§ RECORDED INFORMATION

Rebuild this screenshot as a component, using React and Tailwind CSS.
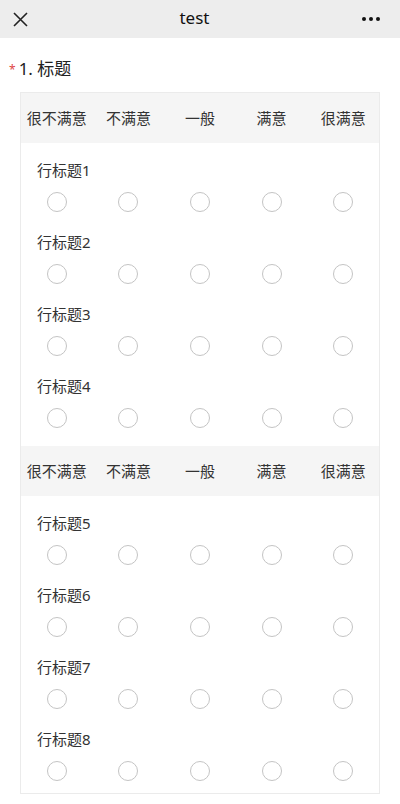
import React from "react";

const cols = ["很不满意", "不满意", "一般", "满意", "很满意"];

function HeaderRow() {
  return (
    <div className="grid grid-cols-5 h-[50px] items-center bg-[#f5f5f5]">
      {cols.map((c) => (
        <div key={c} className="text-center text-[15px] leading-5 text-[#333]">
          {c}
        </div>
      ))}
    </div>
  );
}

function Row({ label }) {
  return (
    <div className="flex flex-col">
      <div className="pl-[16px] text-[15px] leading-5 text-[#333]">{label}</div>
      <div className="mt-3 grid grid-cols-5">
        {cols.map((c) => (
          <div key={c} className="flex justify-center">
            <div className="w-5 h-5 rounded-full border border-[#c4c4c4] bg-white" />
          </div>
        ))}
      </div>
    </div>
  );
}

function Block({ labels, last }) {
  return (
    <div>
      <HeaderRow />
      <div className={"flex flex-col gap-5 pt-[17px] " + (last ? "pb-[12px]" : "pb-[18px]")}>
        {labels.map((l) => (
          <Row key={l} label={l} />
        ))}
      </div>
    </div>
  );
}

export default function App() {
  return (
    <div
      className="w-[400px] min-h-[804px] bg-white text-[#333]"
      style={{ fontFamily: '"Noto Sans", "Noto Sans CJK SC", sans-serif' }}
    >
      <div className="h-[38px] bg-[#ededed] flex items-center justify-between px-[13px]">
        <svg width="15" height="15" viewBox="0 0 15 15" className="text-[#222]">
          <path d="M1 1 L14 14 M14 1 L1 14" stroke="currentColor" strokeWidth="1.6" fill="none" />
        </svg>
        <div className="text-[17px] leading-5 text-[#111] -mt-[2px]">test</div>
        <svg width="20" height="6" viewBox="0 0 20 6" className="text-[#111] mr-[6px]">
          <circle cx="3" cy="3" r="2" fill="currentColor" />
          <circle cx="10" cy="3" r="2" fill="currentColor" />
          <circle cx="17" cy="3" r="2" fill="currentColor" />
        </svg>
      </div>
      <div className="pt-[16px] pl-[9px] flex items-center h-[30px] box-content">
        <span className="text-[#e04545] text-[12px] leading-none mr-[3px] mt-[1px]">*</span>
        <span className="text-[17px] leading-[22px] text-[#222]">1. 标题</span>
      </div>
      <div className="mx-[20px] mt-[8px] border border-[#ebebeb]">
        <Block labels={["行标题1", "行标题2", "行标题3", "行标题4"]} />
        <Block labels={["行标题5", "行标题6", "行标题7", "行标题8"]} last />
      </div>
    </div>
  );
}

§ EXERCISE GOAL
Restate the whole of the material word for word without the pictures.

§ OUTPUT OF THE TASK
Rebuild this screenshot as a component, using React and Tailwind CSS.
import React from "react";

const cols = ["很不满意", "不满意", "一般", "满意", "很满意"];

function HeaderRow() {
  return (
    <div className="grid grid-cols-5 h-[50px] items-center bg-[#f5f5f5]">
      {cols.map((c) => (
        <div key={c} className="text-center text-[15px] leading-5 text-[#333]">
          {c}
        </div>
      ))}
    </div>
  );
}

function Row({ label }) {
  return (
    <div className="flex flex-col">
      <div className="pl-[16px] text-[15px] leading-5 text-[#333]">{label}</div>
      <div className="mt-3 grid grid-cols-5">
        {cols.map((c) => (
          <div key={c} className="flex justify-center">
            <div className="w-5 h-5 rounded-full border border-[#c4c4c4] bg-white" />
          </div>
        ))}
      </div>
    </div>
  );
}

function Block({ labels, last }) {
  return (
    <div>
      <HeaderRow />
      <div className={"flex flex-col gap-5 pt-[17px] " + (last ? "pb-[12px]" : "pb-[18px]")}>
        {labels.map((l) => (
          <Row key={l} label={l} />
        ))}
      </div>
    </div>
  );
}

export default function App() {
  return (
    <div
      className="w-[400px] min-h-[804px] bg-white text-[#333]"
      style={{ fontFamily: '"Noto Sans", "Noto Sans CJK SC", sans-serif' }}
    >
      <div className="h-[38px] bg-[#ededed] flex items-center justify-between px-[13px]">
        <svg width="15" height="15" viewBox="0 0 15 15" className="text-[#222]">
          <path d="M1 1 L14 14 M14 1 L1 14" stroke="currentColor" strokeWidth="1.6" fill="none" />
        </svg>
        <div className="text-[17px] leading-5 text-[#111] -mt-[2px]">test</div>
        <svg width="20" height="6" viewBox="0 0 20 6" className="text-[#111] mr-[6px]">
          <circle cx="3" cy="3" r="2" fill="currentColor" />
          <circle cx="10" cy="3" r="2" fill="currentColor" />
          <circle cx="17" cy="3" r="2" fill="currentColor" />
        </svg>
      </div>
      <div className="pt-[16px] pl-[9px] flex items-center h-[30px] box-content">
        <span className="text-[#e04545] text-[12px] leading-none mr-[3px] mt-[1px]">*</span>
        <span className="text-[17px] leading-[22px] text-[#222]">1. 标题</span>
      </div>
      <div className="mx-[20px] mt-[8px] border border-[#ebebeb]">
        <Block labels={["行标题1", "行标题2", "行标题3", "行标题4"]} />
        <Block labels={["行标题5", "行标题6", "行标题7", "行标题8"]} last />
      </div>
    </div>
  );
}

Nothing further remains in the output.